_DIRECTIONS_. Wherever the string "index" appears in a line, extract that line.

## Begin

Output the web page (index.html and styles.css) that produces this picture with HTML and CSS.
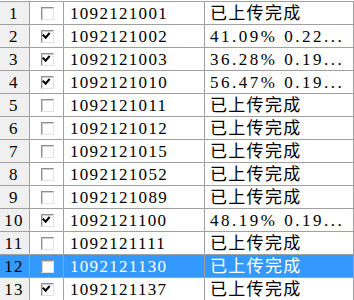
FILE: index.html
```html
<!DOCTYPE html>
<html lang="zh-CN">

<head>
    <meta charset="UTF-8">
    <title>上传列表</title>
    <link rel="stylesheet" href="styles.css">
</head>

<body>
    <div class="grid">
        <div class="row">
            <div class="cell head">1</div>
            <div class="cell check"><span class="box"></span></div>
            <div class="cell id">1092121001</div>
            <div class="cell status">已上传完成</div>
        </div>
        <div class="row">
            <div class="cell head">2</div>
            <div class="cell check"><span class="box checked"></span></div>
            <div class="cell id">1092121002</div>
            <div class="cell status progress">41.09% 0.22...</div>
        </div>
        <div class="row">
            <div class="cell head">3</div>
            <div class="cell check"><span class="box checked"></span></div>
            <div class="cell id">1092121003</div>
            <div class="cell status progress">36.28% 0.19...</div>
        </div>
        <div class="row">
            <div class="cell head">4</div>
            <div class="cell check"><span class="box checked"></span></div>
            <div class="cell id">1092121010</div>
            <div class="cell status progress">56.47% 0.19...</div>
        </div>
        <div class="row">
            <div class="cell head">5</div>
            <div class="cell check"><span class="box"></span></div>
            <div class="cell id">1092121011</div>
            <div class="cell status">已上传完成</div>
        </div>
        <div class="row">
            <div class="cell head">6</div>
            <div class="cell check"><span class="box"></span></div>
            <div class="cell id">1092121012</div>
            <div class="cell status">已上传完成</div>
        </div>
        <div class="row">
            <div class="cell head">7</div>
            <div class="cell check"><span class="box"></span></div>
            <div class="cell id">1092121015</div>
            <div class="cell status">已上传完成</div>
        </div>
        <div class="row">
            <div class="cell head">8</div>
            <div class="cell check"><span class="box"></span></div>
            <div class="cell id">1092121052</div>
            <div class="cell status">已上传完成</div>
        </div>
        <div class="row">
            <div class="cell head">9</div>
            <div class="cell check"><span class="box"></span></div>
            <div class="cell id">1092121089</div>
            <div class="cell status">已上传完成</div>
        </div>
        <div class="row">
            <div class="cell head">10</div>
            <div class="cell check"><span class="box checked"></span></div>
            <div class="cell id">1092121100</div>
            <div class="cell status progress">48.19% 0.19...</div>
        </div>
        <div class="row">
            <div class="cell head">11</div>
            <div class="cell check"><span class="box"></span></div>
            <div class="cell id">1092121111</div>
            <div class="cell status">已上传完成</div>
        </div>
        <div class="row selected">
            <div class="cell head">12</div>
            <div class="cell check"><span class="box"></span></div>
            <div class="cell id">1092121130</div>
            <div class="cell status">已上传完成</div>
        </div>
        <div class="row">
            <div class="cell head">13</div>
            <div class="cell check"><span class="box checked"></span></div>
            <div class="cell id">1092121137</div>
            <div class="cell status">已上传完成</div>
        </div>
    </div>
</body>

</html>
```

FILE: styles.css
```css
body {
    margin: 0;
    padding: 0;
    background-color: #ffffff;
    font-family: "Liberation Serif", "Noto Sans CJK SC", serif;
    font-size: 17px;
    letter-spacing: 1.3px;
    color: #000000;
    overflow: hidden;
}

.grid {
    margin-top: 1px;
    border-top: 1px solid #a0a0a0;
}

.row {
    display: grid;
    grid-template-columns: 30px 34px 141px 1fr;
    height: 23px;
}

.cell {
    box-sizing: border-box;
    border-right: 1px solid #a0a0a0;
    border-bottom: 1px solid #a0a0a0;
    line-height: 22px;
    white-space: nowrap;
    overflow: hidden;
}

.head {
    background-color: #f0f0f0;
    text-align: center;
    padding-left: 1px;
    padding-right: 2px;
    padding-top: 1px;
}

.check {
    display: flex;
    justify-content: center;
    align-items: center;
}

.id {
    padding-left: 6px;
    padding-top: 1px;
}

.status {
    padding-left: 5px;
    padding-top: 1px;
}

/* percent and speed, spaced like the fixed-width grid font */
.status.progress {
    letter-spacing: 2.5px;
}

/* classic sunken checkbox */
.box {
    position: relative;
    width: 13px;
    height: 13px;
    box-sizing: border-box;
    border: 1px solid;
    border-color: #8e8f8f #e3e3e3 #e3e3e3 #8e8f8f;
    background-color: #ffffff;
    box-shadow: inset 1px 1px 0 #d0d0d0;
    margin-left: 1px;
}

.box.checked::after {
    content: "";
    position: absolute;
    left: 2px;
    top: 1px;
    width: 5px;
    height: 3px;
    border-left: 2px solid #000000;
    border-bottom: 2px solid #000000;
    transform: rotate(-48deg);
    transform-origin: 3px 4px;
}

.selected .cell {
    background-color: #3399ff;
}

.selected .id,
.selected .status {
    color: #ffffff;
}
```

## End
## Begin

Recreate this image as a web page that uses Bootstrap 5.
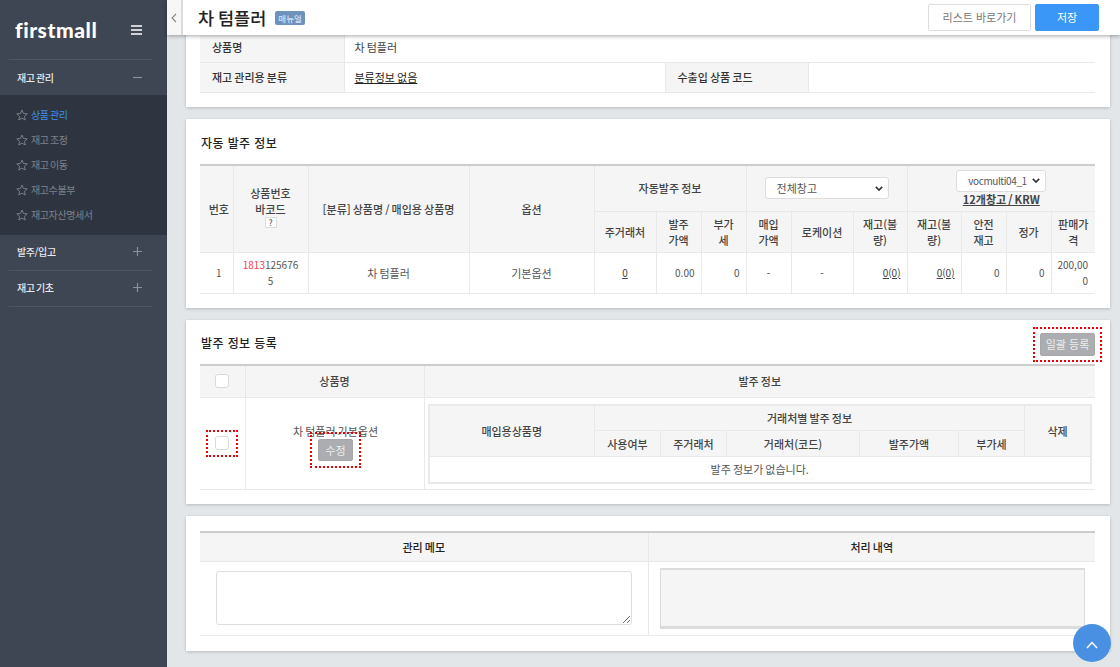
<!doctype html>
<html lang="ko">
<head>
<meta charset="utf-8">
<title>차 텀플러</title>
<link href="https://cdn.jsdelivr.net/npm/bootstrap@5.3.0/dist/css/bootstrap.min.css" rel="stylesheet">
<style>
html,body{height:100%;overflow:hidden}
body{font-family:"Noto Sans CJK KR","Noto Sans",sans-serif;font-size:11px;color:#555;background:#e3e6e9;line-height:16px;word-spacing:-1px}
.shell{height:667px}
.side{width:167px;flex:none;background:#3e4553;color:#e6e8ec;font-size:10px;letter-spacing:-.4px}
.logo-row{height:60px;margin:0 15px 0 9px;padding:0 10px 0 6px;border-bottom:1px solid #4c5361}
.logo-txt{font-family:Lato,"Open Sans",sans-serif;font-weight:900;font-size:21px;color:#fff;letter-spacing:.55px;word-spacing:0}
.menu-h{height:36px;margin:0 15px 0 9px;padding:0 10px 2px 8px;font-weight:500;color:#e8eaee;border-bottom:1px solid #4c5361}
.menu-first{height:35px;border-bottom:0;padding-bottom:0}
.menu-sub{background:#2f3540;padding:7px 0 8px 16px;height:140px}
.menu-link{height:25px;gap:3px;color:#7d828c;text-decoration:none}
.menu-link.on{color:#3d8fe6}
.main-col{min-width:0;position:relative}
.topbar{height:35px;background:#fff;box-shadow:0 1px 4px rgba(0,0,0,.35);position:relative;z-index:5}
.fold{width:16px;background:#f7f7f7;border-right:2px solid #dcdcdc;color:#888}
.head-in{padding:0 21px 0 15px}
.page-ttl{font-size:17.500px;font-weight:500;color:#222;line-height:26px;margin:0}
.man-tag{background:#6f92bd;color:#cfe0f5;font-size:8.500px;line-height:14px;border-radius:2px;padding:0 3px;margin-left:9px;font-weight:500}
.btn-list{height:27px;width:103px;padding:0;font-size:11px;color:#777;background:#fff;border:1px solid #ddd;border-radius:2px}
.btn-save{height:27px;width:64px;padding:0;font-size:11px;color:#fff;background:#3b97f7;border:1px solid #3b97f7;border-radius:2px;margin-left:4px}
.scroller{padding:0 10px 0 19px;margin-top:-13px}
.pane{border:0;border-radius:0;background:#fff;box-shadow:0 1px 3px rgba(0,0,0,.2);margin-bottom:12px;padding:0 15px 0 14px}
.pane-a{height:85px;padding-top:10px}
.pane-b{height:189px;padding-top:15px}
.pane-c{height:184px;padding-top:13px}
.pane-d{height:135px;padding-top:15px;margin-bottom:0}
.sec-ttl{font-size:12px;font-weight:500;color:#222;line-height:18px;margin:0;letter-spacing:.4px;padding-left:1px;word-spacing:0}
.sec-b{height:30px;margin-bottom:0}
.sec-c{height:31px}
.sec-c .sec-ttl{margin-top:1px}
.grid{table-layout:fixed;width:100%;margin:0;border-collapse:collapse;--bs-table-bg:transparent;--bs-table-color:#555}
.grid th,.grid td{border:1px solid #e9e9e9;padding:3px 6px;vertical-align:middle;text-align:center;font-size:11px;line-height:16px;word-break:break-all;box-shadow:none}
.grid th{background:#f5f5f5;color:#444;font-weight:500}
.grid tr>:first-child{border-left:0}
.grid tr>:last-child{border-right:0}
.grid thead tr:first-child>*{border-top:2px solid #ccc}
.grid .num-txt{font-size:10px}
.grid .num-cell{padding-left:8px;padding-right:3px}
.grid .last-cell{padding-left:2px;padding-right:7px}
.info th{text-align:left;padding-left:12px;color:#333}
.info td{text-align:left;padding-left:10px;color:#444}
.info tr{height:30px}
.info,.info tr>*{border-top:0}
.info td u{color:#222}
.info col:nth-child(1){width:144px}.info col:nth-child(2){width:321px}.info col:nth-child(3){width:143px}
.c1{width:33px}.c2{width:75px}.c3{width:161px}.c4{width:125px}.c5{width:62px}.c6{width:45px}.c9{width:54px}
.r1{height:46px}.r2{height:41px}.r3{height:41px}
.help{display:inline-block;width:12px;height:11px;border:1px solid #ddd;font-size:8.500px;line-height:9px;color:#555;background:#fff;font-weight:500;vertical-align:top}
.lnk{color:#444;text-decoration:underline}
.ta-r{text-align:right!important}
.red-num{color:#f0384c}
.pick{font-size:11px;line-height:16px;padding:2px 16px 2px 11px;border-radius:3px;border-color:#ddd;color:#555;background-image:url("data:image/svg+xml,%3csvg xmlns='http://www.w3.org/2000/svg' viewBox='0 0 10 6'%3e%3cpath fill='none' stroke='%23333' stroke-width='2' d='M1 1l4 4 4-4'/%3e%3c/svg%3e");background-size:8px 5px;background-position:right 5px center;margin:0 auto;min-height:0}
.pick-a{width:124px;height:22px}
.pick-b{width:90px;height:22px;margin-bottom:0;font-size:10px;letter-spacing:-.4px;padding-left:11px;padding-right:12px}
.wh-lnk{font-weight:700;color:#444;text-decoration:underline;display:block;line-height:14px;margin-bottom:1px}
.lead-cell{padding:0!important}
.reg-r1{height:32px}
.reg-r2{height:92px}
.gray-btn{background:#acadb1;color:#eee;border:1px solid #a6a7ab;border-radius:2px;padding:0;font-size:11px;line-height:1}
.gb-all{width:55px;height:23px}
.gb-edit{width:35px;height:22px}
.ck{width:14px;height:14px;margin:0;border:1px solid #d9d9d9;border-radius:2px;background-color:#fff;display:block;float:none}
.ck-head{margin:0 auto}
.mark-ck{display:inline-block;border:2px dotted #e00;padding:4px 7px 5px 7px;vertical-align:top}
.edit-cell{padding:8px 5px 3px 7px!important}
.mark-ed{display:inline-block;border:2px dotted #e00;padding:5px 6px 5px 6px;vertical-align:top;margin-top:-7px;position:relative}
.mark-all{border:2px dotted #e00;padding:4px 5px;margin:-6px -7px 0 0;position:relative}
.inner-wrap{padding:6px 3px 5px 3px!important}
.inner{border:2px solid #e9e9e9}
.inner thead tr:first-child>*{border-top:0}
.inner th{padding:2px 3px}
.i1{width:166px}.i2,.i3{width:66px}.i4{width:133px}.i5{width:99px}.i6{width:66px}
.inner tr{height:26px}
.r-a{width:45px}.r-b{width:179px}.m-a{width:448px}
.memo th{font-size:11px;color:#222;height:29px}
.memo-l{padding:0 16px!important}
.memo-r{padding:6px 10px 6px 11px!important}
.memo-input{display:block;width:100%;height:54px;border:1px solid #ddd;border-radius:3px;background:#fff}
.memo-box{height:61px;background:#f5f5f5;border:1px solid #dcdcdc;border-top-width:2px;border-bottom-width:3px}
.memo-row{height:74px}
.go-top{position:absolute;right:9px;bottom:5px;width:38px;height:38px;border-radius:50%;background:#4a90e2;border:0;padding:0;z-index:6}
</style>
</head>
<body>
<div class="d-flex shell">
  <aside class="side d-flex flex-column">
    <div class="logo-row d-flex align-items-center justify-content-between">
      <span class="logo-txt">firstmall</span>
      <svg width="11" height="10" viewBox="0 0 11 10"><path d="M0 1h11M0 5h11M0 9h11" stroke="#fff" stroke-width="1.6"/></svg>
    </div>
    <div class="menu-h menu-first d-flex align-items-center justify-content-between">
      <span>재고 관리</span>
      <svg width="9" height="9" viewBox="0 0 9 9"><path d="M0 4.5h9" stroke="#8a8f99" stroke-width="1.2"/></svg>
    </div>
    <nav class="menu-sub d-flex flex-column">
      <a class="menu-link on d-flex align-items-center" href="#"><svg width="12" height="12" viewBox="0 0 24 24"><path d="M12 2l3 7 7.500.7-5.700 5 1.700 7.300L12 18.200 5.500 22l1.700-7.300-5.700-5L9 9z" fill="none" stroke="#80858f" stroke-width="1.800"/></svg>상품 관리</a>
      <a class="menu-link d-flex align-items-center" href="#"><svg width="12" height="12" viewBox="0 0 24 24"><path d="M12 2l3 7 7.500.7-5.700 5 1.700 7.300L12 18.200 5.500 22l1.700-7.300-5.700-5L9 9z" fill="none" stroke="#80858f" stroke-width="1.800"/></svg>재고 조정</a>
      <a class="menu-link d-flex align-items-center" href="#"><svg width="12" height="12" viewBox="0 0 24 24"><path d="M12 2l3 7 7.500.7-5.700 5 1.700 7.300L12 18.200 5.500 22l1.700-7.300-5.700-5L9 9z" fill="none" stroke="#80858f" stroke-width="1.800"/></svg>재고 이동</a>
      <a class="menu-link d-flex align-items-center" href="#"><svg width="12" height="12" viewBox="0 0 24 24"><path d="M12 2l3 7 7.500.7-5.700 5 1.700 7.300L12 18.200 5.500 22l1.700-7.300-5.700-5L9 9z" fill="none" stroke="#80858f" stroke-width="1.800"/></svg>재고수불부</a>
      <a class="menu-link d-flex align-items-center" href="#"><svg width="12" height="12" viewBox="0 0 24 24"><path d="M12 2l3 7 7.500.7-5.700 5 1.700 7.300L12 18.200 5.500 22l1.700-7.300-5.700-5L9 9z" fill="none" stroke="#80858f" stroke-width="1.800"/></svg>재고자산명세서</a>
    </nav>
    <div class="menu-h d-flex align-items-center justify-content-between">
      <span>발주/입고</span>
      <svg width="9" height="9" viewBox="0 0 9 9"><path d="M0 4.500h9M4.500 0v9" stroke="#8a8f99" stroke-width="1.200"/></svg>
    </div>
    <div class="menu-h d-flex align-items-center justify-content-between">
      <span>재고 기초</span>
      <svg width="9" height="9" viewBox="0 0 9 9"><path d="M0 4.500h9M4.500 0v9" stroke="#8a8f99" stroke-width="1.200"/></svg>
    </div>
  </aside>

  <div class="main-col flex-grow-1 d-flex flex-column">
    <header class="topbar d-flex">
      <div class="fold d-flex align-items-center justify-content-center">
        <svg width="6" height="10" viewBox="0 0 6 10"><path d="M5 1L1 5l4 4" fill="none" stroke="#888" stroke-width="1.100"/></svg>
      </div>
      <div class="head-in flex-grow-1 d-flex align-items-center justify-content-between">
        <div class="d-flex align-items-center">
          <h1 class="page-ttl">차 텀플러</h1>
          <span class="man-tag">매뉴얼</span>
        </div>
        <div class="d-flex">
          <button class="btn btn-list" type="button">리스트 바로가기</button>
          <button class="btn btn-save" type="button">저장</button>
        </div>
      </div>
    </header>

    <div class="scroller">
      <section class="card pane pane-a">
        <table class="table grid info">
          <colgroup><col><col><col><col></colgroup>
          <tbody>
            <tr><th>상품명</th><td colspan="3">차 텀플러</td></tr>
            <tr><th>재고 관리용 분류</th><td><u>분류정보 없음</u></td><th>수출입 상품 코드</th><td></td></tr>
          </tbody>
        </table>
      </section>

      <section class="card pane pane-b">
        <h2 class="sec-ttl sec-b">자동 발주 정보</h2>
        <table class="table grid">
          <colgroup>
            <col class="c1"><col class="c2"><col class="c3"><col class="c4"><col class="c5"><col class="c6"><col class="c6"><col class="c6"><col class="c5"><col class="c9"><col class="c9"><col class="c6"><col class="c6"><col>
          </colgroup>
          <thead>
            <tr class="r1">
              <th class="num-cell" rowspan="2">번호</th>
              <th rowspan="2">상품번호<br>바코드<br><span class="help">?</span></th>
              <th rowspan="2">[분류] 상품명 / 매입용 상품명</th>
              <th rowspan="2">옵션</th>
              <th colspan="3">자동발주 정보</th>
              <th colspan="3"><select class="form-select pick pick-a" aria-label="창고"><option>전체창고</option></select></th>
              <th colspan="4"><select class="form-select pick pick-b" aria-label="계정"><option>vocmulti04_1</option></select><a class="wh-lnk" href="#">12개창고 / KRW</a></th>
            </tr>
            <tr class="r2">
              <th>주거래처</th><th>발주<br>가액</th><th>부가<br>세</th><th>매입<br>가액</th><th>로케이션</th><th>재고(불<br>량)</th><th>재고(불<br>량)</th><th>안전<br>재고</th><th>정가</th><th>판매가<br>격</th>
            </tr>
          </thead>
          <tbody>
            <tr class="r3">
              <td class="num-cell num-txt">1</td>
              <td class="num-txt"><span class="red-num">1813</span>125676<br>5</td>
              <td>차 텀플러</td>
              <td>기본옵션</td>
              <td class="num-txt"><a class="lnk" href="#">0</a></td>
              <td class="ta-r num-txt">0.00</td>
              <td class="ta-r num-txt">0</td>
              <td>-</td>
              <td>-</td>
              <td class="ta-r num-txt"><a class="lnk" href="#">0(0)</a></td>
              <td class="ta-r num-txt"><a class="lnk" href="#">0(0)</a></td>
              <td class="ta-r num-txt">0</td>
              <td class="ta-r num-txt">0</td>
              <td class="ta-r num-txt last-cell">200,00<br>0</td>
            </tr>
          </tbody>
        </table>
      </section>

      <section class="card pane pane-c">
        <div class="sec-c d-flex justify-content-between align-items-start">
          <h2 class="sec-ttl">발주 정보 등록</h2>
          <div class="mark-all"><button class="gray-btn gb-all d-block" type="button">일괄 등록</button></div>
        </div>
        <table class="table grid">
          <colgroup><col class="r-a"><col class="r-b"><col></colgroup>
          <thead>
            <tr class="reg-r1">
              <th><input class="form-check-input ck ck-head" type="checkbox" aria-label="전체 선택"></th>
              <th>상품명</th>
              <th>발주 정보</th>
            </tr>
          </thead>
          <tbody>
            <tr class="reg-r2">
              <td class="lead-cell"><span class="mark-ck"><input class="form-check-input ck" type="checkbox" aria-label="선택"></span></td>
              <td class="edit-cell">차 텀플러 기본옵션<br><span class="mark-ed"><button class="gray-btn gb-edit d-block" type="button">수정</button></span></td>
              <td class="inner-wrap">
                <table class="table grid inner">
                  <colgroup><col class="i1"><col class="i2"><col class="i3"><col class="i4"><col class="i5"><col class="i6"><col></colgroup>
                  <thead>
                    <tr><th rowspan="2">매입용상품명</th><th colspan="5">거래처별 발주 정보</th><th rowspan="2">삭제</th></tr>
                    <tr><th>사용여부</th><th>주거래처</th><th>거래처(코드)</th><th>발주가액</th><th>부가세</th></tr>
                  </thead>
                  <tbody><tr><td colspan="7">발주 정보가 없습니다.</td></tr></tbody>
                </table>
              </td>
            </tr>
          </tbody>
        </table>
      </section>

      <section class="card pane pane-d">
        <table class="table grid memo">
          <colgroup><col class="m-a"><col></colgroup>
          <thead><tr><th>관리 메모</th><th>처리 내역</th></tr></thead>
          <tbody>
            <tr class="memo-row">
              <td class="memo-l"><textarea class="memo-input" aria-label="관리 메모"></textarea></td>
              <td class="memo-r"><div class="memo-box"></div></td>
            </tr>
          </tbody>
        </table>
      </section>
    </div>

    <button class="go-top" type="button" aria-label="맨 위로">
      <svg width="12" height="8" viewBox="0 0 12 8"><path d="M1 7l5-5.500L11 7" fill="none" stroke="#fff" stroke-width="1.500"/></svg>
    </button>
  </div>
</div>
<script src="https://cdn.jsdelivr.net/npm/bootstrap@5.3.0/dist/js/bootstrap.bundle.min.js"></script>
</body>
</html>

## End

_REPLY_.
Output the web page (index.html and styles.css) that produces this picture with HTML and CSS.
FILE: index.html
.topbar{height:35px;background:#fff;box-shadow:0 1px 4px rgba(0,0,0,.35);position:relative;z-index:5}
.go-top{position:absolute;right:9px;bottom:5px;width:38px;height:38px;border-radius:50%;background:#4a90e2;border:0;padding:0;z-index:6}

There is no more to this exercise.